Conventional marine mammal monitoring relying on observational-based surveys (e.g., line transect distance sampling and photo identification) may have limitations due to elusiveness and wide-ranging distribution of the animals, and environmental conditions during surveys. These types of surveys demand observer’s expertise in species identification based on sighting of the elusive and cryptic animals. Such challenges may lead to underestimation of marine mammal detections, and delay in establishment of conservation plans for threatened species. Environmental DNA (eDNA) is a promising approach as a complementary tool to improve effectiveness of marine mammal surveys. Without the need to capture or directly sight the animals, target species can be detected from water samples which they secrete genetic materials into including shed skin, mucus, blow, feces, and/or gametes. Success in eDNA detections relies on appropriate sampling protocols, optimization of laboratory procedures, and bioinformatic pipelines, all of which need to be designed based on environmental conditions within the study areas and target taxa.
Coastal and freshwater ecosystems of Thailand are important habitats to 10 species of whales, dolphins, and dugong. In addition to the coastal species, up to 18 offshore species were rarely reported form direct sightings and stranded specimens probably due to their wide-ranging distribution. Integration of eDNA metabarcoding and observation-based surveys can increase multi-species detection sensitivity and improve marine mammal monitoring in this region. However, study on their diversity using eDNA metabarcoding approach is still in its infancy especially in tropical marine environment. Understanding of how environmental conditions in the tropics affect eDNA detections and non-detections is essential for the assessment of its potential as monitoring tool, optimization of eDNA assays, and appropriate interpretation of the results for ecological inference.
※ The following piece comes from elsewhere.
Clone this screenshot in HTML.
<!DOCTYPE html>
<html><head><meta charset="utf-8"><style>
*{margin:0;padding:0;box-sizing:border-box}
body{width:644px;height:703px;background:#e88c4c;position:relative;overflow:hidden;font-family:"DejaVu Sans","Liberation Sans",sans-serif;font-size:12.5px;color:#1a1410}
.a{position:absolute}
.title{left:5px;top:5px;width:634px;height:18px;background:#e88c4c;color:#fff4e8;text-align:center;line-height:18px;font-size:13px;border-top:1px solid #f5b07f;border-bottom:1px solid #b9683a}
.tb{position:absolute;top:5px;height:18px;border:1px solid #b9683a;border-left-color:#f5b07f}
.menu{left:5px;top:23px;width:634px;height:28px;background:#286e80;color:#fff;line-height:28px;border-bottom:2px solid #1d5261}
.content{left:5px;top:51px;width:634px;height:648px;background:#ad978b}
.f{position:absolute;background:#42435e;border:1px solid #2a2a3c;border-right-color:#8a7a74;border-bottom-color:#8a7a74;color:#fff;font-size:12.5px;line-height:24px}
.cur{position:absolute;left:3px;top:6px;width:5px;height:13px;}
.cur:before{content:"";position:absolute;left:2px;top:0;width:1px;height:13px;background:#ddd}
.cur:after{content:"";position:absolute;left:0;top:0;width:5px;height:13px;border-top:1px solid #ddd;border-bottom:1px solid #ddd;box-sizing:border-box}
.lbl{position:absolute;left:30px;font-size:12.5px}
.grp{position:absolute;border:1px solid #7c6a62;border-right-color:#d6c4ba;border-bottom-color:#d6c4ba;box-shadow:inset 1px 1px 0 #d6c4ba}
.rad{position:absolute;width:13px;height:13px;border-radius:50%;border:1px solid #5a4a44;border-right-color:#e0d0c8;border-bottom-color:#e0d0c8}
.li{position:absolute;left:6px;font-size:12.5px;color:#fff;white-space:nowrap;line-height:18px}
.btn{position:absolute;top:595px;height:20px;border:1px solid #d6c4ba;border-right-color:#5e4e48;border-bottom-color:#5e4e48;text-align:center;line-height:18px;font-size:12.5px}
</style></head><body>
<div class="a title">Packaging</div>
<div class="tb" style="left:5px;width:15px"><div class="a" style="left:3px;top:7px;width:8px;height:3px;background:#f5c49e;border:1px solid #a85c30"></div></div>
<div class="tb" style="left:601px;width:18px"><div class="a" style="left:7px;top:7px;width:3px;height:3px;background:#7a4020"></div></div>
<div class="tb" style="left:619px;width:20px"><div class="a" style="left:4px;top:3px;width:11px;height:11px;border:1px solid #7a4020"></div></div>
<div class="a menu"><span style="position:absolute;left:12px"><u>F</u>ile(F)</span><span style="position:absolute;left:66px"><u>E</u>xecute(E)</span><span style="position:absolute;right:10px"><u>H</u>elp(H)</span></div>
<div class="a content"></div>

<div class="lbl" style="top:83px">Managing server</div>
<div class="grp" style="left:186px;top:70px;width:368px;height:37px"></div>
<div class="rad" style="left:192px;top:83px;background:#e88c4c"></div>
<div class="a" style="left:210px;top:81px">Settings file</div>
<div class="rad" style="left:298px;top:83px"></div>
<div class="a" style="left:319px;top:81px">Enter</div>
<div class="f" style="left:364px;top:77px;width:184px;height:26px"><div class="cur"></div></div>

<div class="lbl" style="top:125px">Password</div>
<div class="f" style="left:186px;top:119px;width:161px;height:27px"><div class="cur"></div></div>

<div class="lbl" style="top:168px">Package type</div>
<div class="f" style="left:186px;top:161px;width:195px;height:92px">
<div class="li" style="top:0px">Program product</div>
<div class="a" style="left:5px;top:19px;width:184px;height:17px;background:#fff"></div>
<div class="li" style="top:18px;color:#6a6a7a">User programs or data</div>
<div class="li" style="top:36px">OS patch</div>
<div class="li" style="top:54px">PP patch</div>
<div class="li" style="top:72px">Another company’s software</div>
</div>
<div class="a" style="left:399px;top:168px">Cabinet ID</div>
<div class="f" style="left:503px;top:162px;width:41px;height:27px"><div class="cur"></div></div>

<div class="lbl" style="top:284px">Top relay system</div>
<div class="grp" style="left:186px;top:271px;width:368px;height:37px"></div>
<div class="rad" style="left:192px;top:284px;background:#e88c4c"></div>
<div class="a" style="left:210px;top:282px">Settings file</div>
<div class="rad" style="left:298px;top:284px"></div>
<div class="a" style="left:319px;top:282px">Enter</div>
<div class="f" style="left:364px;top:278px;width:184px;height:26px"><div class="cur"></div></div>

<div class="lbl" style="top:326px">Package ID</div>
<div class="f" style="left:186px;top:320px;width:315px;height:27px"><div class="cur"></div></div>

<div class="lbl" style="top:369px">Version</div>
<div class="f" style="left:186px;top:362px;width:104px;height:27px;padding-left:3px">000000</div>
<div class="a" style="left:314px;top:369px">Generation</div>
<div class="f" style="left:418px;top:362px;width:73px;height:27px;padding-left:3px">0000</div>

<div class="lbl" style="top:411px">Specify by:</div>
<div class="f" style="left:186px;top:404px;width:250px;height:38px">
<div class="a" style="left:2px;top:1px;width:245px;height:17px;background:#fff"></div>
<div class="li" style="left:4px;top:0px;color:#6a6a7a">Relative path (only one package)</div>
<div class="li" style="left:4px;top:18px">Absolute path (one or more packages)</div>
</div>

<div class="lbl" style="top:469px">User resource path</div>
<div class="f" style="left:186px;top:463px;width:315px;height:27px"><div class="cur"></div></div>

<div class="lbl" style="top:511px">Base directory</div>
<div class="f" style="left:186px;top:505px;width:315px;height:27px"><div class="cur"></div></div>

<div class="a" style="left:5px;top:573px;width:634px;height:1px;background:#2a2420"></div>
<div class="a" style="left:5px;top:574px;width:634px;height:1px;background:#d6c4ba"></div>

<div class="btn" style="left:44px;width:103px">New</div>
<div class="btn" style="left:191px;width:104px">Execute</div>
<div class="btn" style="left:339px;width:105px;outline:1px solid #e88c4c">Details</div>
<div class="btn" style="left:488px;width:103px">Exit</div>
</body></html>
In this study, we aim to (1) develop eDNA-based surveys and molecular techniques to detect marine mammals in Thai coastal and freshwater ecosystems, (2) apply occupancy model to investigate factors affecting eDNA persistence under varying environmental conditions, and estimate probability of occurrence across study sites, and (3) determine potentially high-prioritized areas to support management decisions focusing on where conservation interventions should be targeted. Once eDNA potential is assessed, implementation of this novel method in complementary with conventional monitoring approaches will provide better insights to marine mammal distribution and diversity, promoting collaborations among scientific community, government agencies and the public to improve research in ecology and conservation of this threatened group.